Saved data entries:
>>>
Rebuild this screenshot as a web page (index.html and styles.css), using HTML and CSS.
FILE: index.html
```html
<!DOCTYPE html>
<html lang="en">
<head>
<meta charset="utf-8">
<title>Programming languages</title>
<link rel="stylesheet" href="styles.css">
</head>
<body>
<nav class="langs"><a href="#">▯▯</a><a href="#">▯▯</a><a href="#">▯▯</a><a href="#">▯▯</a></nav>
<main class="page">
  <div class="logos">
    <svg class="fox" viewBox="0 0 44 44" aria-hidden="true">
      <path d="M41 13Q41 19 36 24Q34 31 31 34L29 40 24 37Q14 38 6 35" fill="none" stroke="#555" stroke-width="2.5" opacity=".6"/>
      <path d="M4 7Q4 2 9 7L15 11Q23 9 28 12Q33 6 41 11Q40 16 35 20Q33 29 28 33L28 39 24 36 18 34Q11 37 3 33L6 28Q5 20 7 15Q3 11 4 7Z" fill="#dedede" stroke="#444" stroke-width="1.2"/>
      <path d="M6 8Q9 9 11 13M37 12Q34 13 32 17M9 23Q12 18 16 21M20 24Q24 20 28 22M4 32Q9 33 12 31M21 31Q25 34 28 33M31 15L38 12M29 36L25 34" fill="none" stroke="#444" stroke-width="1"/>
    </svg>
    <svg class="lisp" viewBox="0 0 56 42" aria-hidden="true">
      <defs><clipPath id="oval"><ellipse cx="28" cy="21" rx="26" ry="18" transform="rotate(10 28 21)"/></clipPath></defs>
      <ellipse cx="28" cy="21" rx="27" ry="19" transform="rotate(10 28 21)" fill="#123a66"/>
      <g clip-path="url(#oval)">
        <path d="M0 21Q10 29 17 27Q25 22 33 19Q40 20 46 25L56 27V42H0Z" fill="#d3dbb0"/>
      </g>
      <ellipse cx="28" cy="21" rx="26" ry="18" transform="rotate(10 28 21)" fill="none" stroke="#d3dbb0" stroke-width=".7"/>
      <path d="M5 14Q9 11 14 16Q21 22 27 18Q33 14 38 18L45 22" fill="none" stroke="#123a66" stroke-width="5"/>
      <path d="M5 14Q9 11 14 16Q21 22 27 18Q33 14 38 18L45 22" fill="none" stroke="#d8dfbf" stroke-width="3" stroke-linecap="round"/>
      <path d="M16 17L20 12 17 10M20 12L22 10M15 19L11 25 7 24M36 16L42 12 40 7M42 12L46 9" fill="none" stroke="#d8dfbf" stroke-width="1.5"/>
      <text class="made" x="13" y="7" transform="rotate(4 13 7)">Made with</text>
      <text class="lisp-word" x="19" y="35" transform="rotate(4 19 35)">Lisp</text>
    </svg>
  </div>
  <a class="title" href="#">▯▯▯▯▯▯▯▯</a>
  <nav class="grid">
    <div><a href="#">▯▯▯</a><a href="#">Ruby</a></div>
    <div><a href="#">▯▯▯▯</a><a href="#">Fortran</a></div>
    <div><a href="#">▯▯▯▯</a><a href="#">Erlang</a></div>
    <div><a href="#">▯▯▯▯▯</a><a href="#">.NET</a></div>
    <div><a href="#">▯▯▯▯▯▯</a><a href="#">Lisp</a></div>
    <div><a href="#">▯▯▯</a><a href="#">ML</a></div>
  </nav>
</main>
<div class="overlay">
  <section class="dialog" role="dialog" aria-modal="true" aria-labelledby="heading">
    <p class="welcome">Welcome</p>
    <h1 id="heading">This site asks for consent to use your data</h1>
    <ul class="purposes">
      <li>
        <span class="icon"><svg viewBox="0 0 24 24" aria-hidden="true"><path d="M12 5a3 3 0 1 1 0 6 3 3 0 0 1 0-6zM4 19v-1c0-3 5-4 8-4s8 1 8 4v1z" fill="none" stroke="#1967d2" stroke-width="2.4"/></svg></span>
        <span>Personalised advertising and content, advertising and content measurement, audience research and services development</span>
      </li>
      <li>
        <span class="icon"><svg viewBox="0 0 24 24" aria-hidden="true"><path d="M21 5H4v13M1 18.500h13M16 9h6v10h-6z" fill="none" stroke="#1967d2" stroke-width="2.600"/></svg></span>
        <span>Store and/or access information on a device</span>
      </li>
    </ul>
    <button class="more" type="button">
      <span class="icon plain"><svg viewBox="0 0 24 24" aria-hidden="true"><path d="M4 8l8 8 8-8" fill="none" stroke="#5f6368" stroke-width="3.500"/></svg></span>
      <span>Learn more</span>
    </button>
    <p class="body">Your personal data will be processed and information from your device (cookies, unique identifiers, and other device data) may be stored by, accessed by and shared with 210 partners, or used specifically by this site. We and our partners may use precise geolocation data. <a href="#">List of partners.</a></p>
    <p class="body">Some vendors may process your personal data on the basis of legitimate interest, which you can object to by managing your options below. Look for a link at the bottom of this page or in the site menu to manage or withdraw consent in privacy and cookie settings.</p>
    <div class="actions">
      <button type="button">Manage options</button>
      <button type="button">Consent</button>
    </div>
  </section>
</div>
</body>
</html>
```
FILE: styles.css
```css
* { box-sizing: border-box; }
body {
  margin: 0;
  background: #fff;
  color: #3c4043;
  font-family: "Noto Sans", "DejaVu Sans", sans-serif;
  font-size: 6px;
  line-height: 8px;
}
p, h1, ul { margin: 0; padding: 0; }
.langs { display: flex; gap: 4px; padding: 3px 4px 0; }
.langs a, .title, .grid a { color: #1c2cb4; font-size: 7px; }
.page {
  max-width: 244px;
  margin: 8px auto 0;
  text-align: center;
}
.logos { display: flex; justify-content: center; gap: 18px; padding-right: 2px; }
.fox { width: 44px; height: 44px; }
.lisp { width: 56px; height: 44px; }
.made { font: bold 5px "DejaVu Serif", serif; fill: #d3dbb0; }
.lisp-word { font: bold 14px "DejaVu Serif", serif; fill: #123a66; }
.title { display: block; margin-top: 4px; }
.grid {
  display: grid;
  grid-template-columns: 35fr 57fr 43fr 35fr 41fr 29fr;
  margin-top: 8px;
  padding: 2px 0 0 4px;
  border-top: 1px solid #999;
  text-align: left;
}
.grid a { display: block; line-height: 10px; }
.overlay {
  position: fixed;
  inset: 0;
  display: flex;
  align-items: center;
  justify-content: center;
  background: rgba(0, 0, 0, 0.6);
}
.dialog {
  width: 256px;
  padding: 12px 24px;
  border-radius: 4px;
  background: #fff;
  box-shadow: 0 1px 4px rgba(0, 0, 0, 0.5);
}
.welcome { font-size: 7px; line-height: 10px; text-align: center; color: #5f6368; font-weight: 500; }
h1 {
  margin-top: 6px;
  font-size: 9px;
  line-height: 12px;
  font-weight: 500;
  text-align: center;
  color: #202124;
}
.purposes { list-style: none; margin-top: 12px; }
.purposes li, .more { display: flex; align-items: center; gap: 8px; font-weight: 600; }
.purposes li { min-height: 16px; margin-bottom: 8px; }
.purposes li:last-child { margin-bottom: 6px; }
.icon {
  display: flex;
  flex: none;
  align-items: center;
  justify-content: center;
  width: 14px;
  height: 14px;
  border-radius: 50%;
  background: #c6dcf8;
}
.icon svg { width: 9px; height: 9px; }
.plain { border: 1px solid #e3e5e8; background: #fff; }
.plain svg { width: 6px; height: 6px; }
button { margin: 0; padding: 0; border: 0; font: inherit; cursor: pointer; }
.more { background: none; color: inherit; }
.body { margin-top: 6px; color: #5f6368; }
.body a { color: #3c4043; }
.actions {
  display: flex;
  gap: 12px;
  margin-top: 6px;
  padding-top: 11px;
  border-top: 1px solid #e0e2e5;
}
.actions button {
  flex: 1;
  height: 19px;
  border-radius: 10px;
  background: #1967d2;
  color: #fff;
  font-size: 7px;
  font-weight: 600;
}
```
<<<
>>>
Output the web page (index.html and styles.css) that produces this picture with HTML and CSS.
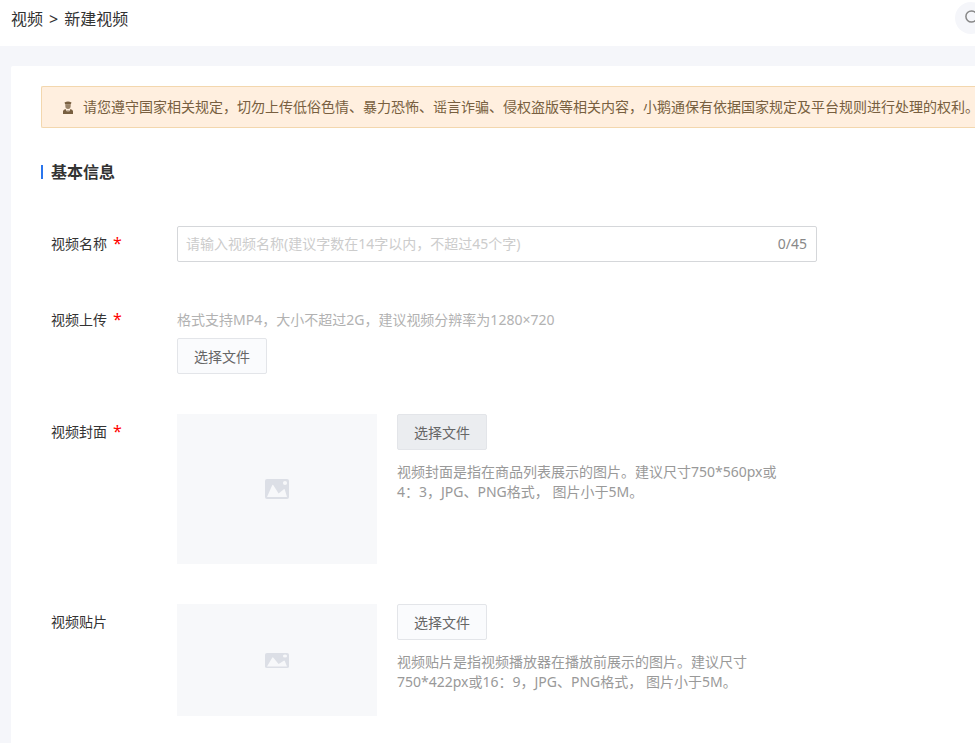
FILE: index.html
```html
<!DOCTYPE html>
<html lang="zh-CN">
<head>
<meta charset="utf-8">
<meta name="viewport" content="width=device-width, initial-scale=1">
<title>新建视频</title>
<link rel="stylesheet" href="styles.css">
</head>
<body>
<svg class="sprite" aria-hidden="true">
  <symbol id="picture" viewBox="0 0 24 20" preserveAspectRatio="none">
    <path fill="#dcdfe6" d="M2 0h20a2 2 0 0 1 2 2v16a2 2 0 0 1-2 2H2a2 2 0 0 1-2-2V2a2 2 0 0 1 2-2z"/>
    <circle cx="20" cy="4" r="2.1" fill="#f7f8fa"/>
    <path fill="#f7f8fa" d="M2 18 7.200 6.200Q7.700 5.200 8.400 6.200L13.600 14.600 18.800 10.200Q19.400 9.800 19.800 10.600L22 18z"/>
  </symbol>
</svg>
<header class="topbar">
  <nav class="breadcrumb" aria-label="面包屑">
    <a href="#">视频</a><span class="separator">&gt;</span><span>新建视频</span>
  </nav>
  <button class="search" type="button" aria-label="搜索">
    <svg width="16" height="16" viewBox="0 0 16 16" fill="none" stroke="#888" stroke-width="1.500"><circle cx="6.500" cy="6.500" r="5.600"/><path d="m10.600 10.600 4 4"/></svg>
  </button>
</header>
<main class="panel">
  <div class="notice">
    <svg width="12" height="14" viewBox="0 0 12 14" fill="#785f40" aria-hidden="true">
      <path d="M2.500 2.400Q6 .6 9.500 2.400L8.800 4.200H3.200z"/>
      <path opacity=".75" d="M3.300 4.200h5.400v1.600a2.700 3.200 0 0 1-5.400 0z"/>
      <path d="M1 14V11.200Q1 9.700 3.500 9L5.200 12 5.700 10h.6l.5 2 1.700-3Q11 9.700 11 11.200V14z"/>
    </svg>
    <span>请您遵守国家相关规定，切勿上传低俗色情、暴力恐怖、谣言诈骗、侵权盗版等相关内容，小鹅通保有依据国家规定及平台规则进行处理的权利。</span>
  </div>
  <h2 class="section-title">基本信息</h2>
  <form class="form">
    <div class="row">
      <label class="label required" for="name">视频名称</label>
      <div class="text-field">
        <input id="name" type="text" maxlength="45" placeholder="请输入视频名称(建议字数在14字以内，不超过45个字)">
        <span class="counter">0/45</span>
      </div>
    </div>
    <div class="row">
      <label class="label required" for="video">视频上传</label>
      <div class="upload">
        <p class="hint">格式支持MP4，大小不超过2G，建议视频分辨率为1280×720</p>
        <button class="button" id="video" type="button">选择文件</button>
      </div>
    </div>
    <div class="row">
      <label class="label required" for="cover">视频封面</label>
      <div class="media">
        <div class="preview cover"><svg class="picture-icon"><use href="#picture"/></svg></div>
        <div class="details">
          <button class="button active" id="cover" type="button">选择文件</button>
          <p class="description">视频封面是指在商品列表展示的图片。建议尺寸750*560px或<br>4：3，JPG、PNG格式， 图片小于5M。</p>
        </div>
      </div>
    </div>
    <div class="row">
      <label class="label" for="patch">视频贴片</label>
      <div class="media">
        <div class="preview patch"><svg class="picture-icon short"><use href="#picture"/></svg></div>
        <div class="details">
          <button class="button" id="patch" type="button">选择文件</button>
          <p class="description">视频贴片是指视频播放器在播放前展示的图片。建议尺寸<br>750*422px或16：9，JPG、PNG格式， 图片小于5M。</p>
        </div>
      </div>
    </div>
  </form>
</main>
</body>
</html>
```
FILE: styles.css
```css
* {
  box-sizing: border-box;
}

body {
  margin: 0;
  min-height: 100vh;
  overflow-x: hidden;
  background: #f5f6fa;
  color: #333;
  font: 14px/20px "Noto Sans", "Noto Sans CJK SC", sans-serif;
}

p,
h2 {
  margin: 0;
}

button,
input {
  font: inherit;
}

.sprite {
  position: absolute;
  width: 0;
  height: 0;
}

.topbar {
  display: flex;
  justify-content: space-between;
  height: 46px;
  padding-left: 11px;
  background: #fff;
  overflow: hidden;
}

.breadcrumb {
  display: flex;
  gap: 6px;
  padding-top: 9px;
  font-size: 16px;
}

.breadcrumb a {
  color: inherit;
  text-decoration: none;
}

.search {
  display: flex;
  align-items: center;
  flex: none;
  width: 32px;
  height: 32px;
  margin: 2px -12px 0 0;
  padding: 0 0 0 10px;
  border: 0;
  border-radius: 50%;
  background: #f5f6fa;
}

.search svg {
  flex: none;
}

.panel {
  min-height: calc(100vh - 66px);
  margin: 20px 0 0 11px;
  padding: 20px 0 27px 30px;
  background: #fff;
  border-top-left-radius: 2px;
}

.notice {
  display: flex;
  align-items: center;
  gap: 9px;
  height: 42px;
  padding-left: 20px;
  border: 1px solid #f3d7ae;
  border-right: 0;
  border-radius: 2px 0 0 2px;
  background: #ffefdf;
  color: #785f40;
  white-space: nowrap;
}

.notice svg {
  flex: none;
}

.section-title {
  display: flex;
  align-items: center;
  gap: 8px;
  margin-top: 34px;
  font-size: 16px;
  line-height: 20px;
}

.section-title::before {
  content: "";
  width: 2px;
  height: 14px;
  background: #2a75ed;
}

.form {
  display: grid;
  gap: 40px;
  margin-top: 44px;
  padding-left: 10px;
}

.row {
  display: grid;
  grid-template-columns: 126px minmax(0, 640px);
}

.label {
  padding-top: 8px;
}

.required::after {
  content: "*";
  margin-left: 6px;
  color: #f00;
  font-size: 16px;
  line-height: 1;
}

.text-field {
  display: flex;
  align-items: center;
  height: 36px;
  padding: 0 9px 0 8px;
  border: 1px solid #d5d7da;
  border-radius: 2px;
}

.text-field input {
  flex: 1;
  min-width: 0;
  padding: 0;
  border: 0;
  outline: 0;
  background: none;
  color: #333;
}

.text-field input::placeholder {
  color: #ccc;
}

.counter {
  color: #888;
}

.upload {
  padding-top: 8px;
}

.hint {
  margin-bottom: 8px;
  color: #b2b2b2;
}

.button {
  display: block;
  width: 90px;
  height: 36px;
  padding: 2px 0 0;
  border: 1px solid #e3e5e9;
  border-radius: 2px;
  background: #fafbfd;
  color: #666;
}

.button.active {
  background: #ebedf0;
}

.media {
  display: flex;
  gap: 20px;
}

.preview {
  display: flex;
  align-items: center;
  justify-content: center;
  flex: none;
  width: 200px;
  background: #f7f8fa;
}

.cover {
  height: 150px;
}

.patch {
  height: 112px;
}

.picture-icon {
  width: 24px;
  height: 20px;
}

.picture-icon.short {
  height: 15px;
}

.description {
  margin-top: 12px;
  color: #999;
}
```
<<<
- TASK TO CARRY OUT:
Copy out every line in the entries above that holds "picture".

- RESPONSE TO THIS EXERCISE:
Output the web page (index.html and styles.css) that produces this picture with HTML and CSS.
  <symbol id="picture" viewBox="0 0 24 20" preserveAspectRatio="none">
        <div class="preview cover"><svg class="picture-icon"><use href="#picture"/></svg></div>
        <div class="preview patch"><svg class="picture-icon short"><use href="#picture"/></svg></div>
.picture-icon {
.picture-icon.short {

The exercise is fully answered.